Despite being a years-old standard, DANE for SMTP is not widely adopted. MTA-STS (RFC 8461) is an alternative solution which aims to prevent the same security issues, whilst not relying on DNSSEC. When MTA-STS is enabled, it effectively indicates to SMTP servers that TLS (1.2 or higher) should be used with valid certificates.

In order to do that, MTA-STS relies on a HTTPS web server (and thus the WebPKI) to publish the policy at a specific subdomain (mta-sts) and address (/.well-known/mta-sts.txt). A DNS TXT record will also be needed to signal that a MTA-STS policy is available for the domain. Let’s see how Proton implements that.

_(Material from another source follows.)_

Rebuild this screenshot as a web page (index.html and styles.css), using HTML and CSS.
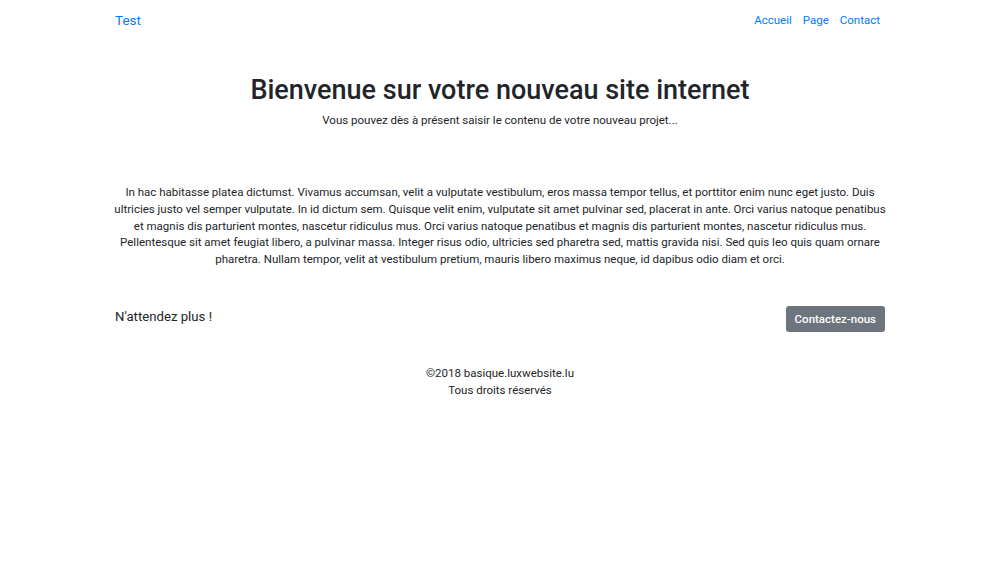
FILE: index.html
```html
<!DOCTYPE html>
<html lang="fr">
<head>
<meta charset="utf-8">
<title>Test</title>
<link rel="stylesheet" href="styles.css">
</head>
<body>
<div class="container">
  <nav class="navbar">
    <a class="brand" href="#">Test</a>
    <ul class="nav">
      <li><a href="#">Accueil</a></li>
      <li><a href="#">Page</a></li>
      <li><a href="#">Contact</a></li>
    </ul>
  </nav>
  <header class="hero">
    <h1>Bienvenue sur votre nouveau site internet</h1>
    <p>Vous pouvez dès à présent saisir le contenu de votre nouveau projet...</p>
  </header>
  <section class="content">
    <p>In hac habitasse platea dictumst. Vivamus accumsan, velit a vulputate vestibulum, eros massa tempor tellus, et porttitor enim nunc eget justo. Duis ultricies justo vel semper vulputate. In id dictum sem. Quisque velit enim, vulputate sit amet pulvinar sed, placerat in ante. Orci varius natoque penatibus et magnis dis parturient montes, nascetur ridiculus mus. Orci varius natoque penatibus et magnis dis parturient montes, nascetur ridiculus mus. Pellentesque sit amet feugiat libero, a pulvinar massa. Integer risus odio, ultricies sed pharetra sed, mattis gravida nisi. Sed quis leo quis quam ornare pharetra. Nullam tempor, velit at vestibulum pretium, mauris libero maximus neque, id dapibus odio diam et orci.</p>
  </section>
  <section class="cta">
    <h4>N'attendez plus !</h4>
    <a class="btn" href="#">Contactez-nous</a>
  </section>
  <footer class="footer">
    <p>©2018 basique.luxwebsite.lu</p>
    <p>Tous droits réservés</p>
  </footer>
</div>
</body>
</html>
```
FILE: styles.css
```css
* { box-sizing: border-box; }
html, body { margin: 0; padding: 0; background: #fff; }
body {
  font-family: Roboto, "Liberation Sans", sans-serif;
  font-size: 11.5px;
  line-height: 1.4;
  color: #212529;
}
a { text-decoration: none; color: #007bff; }
.container {
  width: 770px;
  margin: 0 auto;
}
.navbar {
  display: flex;
  justify-content: space-between;
  align-items: center;
  height: 40px;
}
.brand { font-size: 13.5px; }
.nav {
  list-style: none;
  margin: 0;
  padding: 0 5px 0 0;
  display: flex;
  gap: 11px;
}
.nav a { font-size: 11.5px; }
.hero {
  text-align: center;
  padding-top: 34px;
}
.hero h1 {
  margin: 0;
  font-size: 27px;
  font-weight: 500;
  line-height: 1.2;
}
.hero p { margin: 6px 0 0; }
.content {
  text-align: center;
  padding-top: 56px;
}
.content p { margin: 0 -5px; line-height: 16.6px; }
.cta {
  display: flex;
  justify-content: space-between;
  align-items: flex-start;
  padding-top: 42px;
}
.cta h4 {
  margin: 0;
  font-size: 13.2px;
  font-weight: 400;
  line-height: 1.2;
}
.btn {
  background: #6c757d;
  color: #fff;
  border-radius: 3px;
  padding: 0 9px;
  height: 26px;
  display: flex;
  align-items: center;
  font-weight: 500;
  font-size: 11.5px;
  margin-top: -3px;
}
.footer {
  text-align: center;
  padding-top: 33px;
}
.footer p { margin: 0; line-height: 16.5px; }
```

If we navigate to https://mta-sts.protonmail.com/.well-known/mta-sts.txt, we will indeed find the MTA-STS policy published by Proton:

version: STSv1
mode: enforce
mx: mail.protonmail.ch
mx: mailsec.protonmail.ch
max_age: 604800

The DNS “discovery” record should be defined at the _mta-sts subdomain:

$ dig +noall +answer txt _mta-sts.protonmail.com
_mta-sts.protonmail.com. 1114	IN	CNAME	_mta-sts.protonmail.ch.
_mta-sts.protonmail.ch.	1114	IN	TXT	"v=STSv1; id=190906205100Z;"

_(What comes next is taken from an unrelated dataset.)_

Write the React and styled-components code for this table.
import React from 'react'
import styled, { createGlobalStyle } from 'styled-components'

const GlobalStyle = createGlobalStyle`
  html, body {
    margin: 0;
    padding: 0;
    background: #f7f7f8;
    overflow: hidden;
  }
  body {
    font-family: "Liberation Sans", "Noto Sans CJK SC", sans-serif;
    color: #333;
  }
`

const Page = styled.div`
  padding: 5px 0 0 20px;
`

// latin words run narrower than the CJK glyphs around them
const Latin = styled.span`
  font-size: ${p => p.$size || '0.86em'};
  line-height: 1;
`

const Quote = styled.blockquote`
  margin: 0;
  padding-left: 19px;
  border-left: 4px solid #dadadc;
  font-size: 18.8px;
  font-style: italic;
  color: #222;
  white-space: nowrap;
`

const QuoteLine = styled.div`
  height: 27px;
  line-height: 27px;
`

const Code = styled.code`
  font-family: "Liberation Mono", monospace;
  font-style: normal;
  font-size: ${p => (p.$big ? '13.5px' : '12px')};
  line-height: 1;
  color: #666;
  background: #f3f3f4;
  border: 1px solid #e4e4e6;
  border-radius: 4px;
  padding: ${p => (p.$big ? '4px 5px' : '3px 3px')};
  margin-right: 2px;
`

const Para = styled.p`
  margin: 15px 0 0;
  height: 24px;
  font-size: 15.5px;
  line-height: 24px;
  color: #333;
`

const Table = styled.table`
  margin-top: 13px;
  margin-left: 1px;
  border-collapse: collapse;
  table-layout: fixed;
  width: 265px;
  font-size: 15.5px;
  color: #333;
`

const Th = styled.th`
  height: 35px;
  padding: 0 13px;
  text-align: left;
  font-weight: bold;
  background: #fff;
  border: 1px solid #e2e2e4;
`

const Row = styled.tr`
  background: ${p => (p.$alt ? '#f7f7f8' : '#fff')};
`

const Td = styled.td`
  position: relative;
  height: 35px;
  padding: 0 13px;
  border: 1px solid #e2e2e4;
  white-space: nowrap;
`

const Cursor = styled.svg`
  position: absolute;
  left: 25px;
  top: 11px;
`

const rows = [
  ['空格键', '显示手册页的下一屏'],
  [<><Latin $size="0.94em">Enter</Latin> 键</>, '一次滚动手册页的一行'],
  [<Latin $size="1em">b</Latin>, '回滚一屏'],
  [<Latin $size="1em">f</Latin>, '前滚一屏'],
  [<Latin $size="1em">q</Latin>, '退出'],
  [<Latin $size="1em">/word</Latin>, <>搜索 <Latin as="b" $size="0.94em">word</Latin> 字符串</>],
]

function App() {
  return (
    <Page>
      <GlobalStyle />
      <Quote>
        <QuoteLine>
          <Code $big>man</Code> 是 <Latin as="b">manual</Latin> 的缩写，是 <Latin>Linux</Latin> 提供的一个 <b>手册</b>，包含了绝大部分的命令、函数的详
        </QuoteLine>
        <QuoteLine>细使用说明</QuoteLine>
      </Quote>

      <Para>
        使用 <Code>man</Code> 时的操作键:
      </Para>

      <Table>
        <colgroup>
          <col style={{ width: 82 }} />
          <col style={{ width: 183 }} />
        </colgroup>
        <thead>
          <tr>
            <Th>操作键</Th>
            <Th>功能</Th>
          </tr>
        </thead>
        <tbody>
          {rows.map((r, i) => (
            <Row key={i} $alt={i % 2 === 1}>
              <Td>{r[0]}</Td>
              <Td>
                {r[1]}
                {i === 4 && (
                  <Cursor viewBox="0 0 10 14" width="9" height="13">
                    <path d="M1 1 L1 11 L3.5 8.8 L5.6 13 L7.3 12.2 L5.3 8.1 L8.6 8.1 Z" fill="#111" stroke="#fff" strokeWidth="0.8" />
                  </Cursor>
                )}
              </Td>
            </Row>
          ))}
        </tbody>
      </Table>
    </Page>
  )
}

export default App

Everything is there as expected.

Enable MTA-STS for custom domains

The challenge is that Proton does not offer an easy way to host a policy for custom domains. They could eventually offer this in the future, and I expect them to. In the meantime, we can enable MTA-STS ourselves as it should be somewhat straightforward.

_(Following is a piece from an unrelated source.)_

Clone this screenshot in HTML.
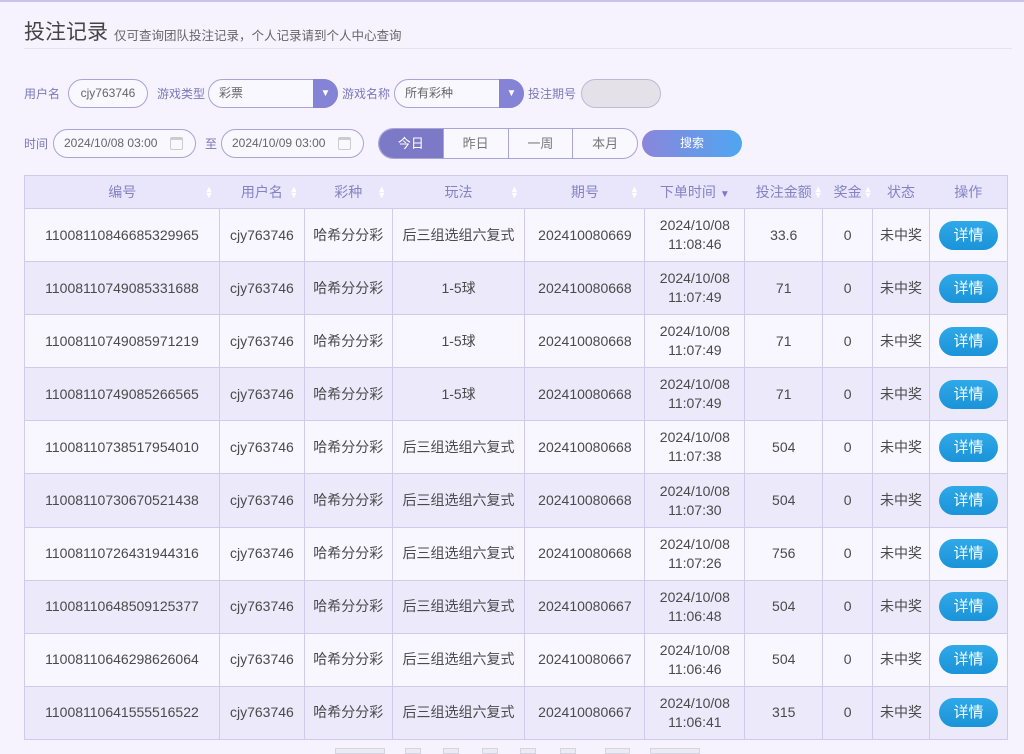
<!DOCTYPE html>
<html><head><meta charset="utf-8"><style>
*{box-sizing:border-box;margin:0;padding:0}
body{width:1024px;height:752px;overflow:hidden;background:#f6f3fe;font-family:"Liberation Sans","Noto Sans CJK SC",sans-serif;color:#444;position:relative}
.topline{position:absolute;left:0;top:0;width:1024px;height:2px;background:#c9c3e8}
.title{position:absolute;left:24px;top:16px;font-size:21px;color:#444}
.sub{position:absolute;left:114px;top:25px;font-size:12.5px;color:#666}
.hr{position:absolute;left:24px;top:48px;width:988px;height:1px;background:#e6e2f3}
.lbl{position:absolute;font-size:12px;color:#7a78b8}
.pill{position:absolute;border:1px solid #a9a4d8;border-radius:15px;background:#f9f8ff;font-size:12px;color:#666;height:29px;line-height:27px}
.sel .arr{position:absolute;right:-1px;top:-1px;width:25px;height:29px;background:#8583d5;border-radius:0 15px 15px 0;color:#fff;font-size:10px;text-align:center;line-height:29px}
.cal{position:absolute;right:12px;top:7px;width:13px;height:13px;border:1px solid #ccc;border-top:3px solid #ccc;border-radius:2px}
.tabs{position:absolute;left:378px;top:128px;width:260px;height:31px;border:1px solid #a9a4d8;border-radius:16px;overflow:hidden;display:flex;background:#f9f8ff}
.tabs div{flex:1;text-align:center;line-height:29px;font-size:13px;color:#777;border-left:1px solid #a9a4d8}
.tabs div:first-child{border-left:none;background:#7c79c7;color:#fff}
.search{position:absolute;left:642px;top:130px;width:100px;height:27px;border-radius:14px;background:linear-gradient(90deg,#8a86dc,#4fa6f0);color:#fff;font-size:12px;text-align:center;line-height:27px}
table{position:absolute;left:24px;top:175px;border-collapse:collapse;width:984px;font-size:14px}
th{height:33px;background:#e9e6fb;color:#8482c4;font-weight:normal;font-size:14px;border-top:1px solid #cfcaee;border-bottom:1px solid #cfcaee;position:relative}
th:first-child{border-left:1px solid #cfcaee}th:last-child{border-right:1px solid #cfcaee}
td{height:53.1px;border:1px solid #cfcaee;text-align:center;color:#4a4a4a;line-height:19px}
tr.a td{background:#f8f6fe}
tr.b td{background:#ebe9fa}
th .s{position:absolute;right:6px;top:10px;color:#fff;font-size:9px;line-height:6px}
.btn{display:inline-block;width:59px;height:29px;border-radius:15px;background:linear-gradient(#2fa9e8,#1a93d8);color:#fff;line-height:29px;font-size:15px}
.pg{position:absolute;top:748px;height:6px;background:#eceaf3;border:1px solid #d6d4e0}
</style></head><body>
<div class="topline"></div>
<div class="title">投注记录</div>
<div class="sub">仅可查询团队投注记录，个人记录请到个人中心查询</div>
<div class="hr"></div>

<div class="lbl" style="left:24px;top:85px">用户名</div>
<div class="pill" style="left:68px;top:79px;width:80px;text-align:center;color:#666">cjy763746</div>
<div class="lbl" style="left:157px;top:85px">游戏类型</div>
<div class="pill sel" style="left:208px;top:79px;width:130px;padding-left:10px">彩票<div class="arr">▼</div></div>
<div class="lbl" style="left:342px;top:85px">游戏名称</div>
<div class="pill sel" style="left:394px;top:79px;width:130px;padding-left:10px">所有彩种<div class="arr">▼</div></div>
<div class="lbl" style="left:528px;top:85px">投注期号</div>
<div class="pill" style="left:581px;top:79px;width:80px;background:#e4e2e8;border-color:#bdb9d8"></div>

<div class="lbl" style="left:24px;top:135px">时间</div>
<div class="pill" style="left:53px;top:129px;width:143px;padding-left:10px">2024/10/08 03:00<div class="cal"></div></div>
<div class="lbl" style="left:205px;top:135px">至</div>
<div class="pill" style="left:221px;top:129px;width:143px;padding-left:10px">2024/10/09 03:00<div class="cal"></div></div>
<div class="tabs"><div>今日</div><div>昨日</div><div>一周</div><div>本月</div></div>
<div class="search">搜索</div>

<table>
<colgroup><col style="width:195px"><col style="width:85px"><col style="width:88px"><col style="width:133px"><col style="width:120px"><col style="width:100px"><col style="width:78px"><col style="width:50px"><col style="width:57px"><col style="width:78px"></colgroup>
<tr><th>编号<span class="s">▲<br>▼</span></th><th>用户名<span class="s">▲<br>▼</span></th><th>彩种<span class="s">▲<br>▼</span></th><th>玩法<span class="s">▲<br>▼</span></th><th>期号<span class="s">▲<br>▼</span></th><th>下单时间 <span style="color:#7c79c7;font-size:10px">▼</span></th><th>投注金额<span class="s" style="right:0">▲<br>▼</span></th><th>奖金<span class="s" style="right:0">▲<br>▼</span></th><th>状态</th><th>操作</th></tr>
<tr class="a"><td>11008110846685329965</td><td>cjy763746</td><td>哈希分分彩</td><td>后三组选组六复式</td><td>202410080669</td><td>2024/10/08<br>11:08:46</td><td>33.6</td><td>0</td><td>未中奖</td><td><span class="btn">详情</span></td></tr>
<tr class="b"><td>11008110749085331688</td><td>cjy763746</td><td>哈希分分彩</td><td>1-5球</td><td>202410080668</td><td>2024/10/08<br>11:07:49</td><td>71</td><td>0</td><td>未中奖</td><td><span class="btn">详情</span></td></tr>
<tr class="a"><td>11008110749085971219</td><td>cjy763746</td><td>哈希分分彩</td><td>1-5球</td><td>202410080668</td><td>2024/10/08<br>11:07:49</td><td>71</td><td>0</td><td>未中奖</td><td><span class="btn">详情</span></td></tr>
<tr class="b"><td>11008110749085266565</td><td>cjy763746</td><td>哈希分分彩</td><td>1-5球</td><td>202410080668</td><td>2024/10/08<br>11:07:49</td><td>71</td><td>0</td><td>未中奖</td><td><span class="btn">详情</span></td></tr>
<tr class="a"><td>11008110738517954010</td><td>cjy763746</td><td>哈希分分彩</td><td>后三组选组六复式</td><td>202410080668</td><td>2024/10/08<br>11:07:38</td><td>504</td><td>0</td><td>未中奖</td><td><span class="btn">详情</span></td></tr>
<tr class="b"><td>11008110730670521438</td><td>cjy763746</td><td>哈希分分彩</td><td>后三组选组六复式</td><td>202410080668</td><td>2024/10/08<br>11:07:30</td><td>504</td><td>0</td><td>未中奖</td><td><span class="btn">详情</span></td></tr>
<tr class="a"><td>11008110726431944316</td><td>cjy763746</td><td>哈希分分彩</td><td>后三组选组六复式</td><td>202410080668</td><td>2024/10/08<br>11:07:26</td><td>756</td><td>0</td><td>未中奖</td><td><span class="btn">详情</span></td></tr>
<tr class="b"><td>11008110648509125377</td><td>cjy763746</td><td>哈希分分彩</td><td>后三组选组六复式</td><td>202410080667</td><td>2024/10/08<br>11:06:48</td><td>504</td><td>0</td><td>未中奖</td><td><span class="btn">详情</span></td></tr>
<tr class="a"><td>11008110646298626064</td><td>cjy763746</td><td>哈希分分彩</td><td>后三组选组六复式</td><td>202410080667</td><td>2024/10/08<br>11:06:46</td><td>504</td><td>0</td><td>未中奖</td><td><span class="btn">详情</span></td></tr>
<tr class="b"><td>11008110641555516522</td><td>cjy763746</td><td>哈希分分彩</td><td>后三组选组六复式</td><td>202410080667</td><td>2024/10/08<br>11:06:41</td><td>315</td><td>0</td><td>未中奖</td><td><span class="btn">详情</span></td></tr>
</table>
<div class="pg" style="left:335px;width:50px"></div>
<div class="pg" style="left:405px;width:16px"></div>
<div class="pg" style="left:443px;width:16px"></div>
<div class="pg" style="left:482px;width:16px"></div>
<div class="pg" style="left:520px;width:16px"></div>
<div class="pg" style="left:560px;width:16px"></div>
<div class="pg" style="left:605px;width:25px"></div>
<div class="pg" style="left:650px;width:50px"></div>
</body></html>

The main challenging part is really to find a way to host the policy. It’s just a text file after all, so there are many ways to do that without going through the hassle of self-hosting a web server. GitHub Pages and Netlify have free offerings to host static websites, and they should be enough to meet our needs here. I will use Netlify since you can host multiple websites with the same account; the only drawback is that you have a 100GB bandwidth limit per month, but it should be more than enough for a simple text file.

First, you will need to create a GitHub repository - public or private, it doesn’t matter. Then, you should push a directory named .well-known which contains a mta-sts.txt file. The latter will be our policy, and you may simply copy the policy from Proton:

version: STSv1
mode: enforce
mx: mail.protonmail.ch
mx: mailsec.protonmail.ch
max_age: 604800

If you’re really not sure about what you’re doing, setting mode: testing might be a conservative approach to avoid breaking things (a report will be sent if you’ve configured TLS-RPT, more on that later). You may also consider decreasing or increasing max_age which corresponds to a time in seconds, and 604800 for instance means that the policy will be cached for one week.

Then, head to your Netlify account, add a new site, register your GitHub repository and voilà. Once it’s done and that you can access your policy through your netlify.app address, it’s a matter of publishing a few DNS records:

  • An A record for your Netlify-hosted policy. If your domain name from which you intend to send and receive mails is @domain.tld then you should make this A record for mta-sts.domain.tld. Netlify will tell you to use a CNAME record but I personnally caution against using CNAME to third parties in general. They have a universal load balancer IPv4 you can use, so you should use that.

  • A TXT record for MTA-STS discovery. The content should resemble to the following: "v=STSv1; id=2023071200". v=STSv1 declares the policy version, and id= is really just a random number you should increment to signal whenever your MTA-STS policy has been changed. If you’re out of ideas you can use the Unix epoch time, or the YMD format followed by two numbers reserved for iterations (just like I do).

  • An optional TXT record for TLS-RPT so that the sending mail server will receive reports about successful and failed attempts at applying the MTA-STS policy. Since these reports can be very useful, I highly recommend you configure TLS-RPT. To do that, add the following TXT record to the _smtp._tls subdomain: "v=TLSRPTv1; rua=mailto:reports@domain.tld" where rua= should point to the mail address where you want to receive reports.

Security tip : since mta-sts is a subdomain with an A record, I strongly recommend defining a “reject all” SPF policy and a null MX record (RFC 7505) for that subdomain. That is because even when an MX record does not exist, A records can be used as a fallback.

Wait a bit for the DNS propagation to take place, then verify with Hardenize that MTA-STS is enabled.

Conclusion

MTA-STS is far from perfect and suffers from multiple flaws in my opinion: it relies on certificate authorities (CA), and is inherently a trust on first use security policy akin to HSTS for HTTPS (the DNSSEC infrastructure is already trusted in the case of DANE). I also believe that MTA-STS is more tedious to deploy compared to the simplicity and robustness of DANE, DNSSEC deployment quirks aside.

Nonetheless, I hope this article will prove somewhat useful to Proton Mail users who wish to use MTA-STS with their custom domains.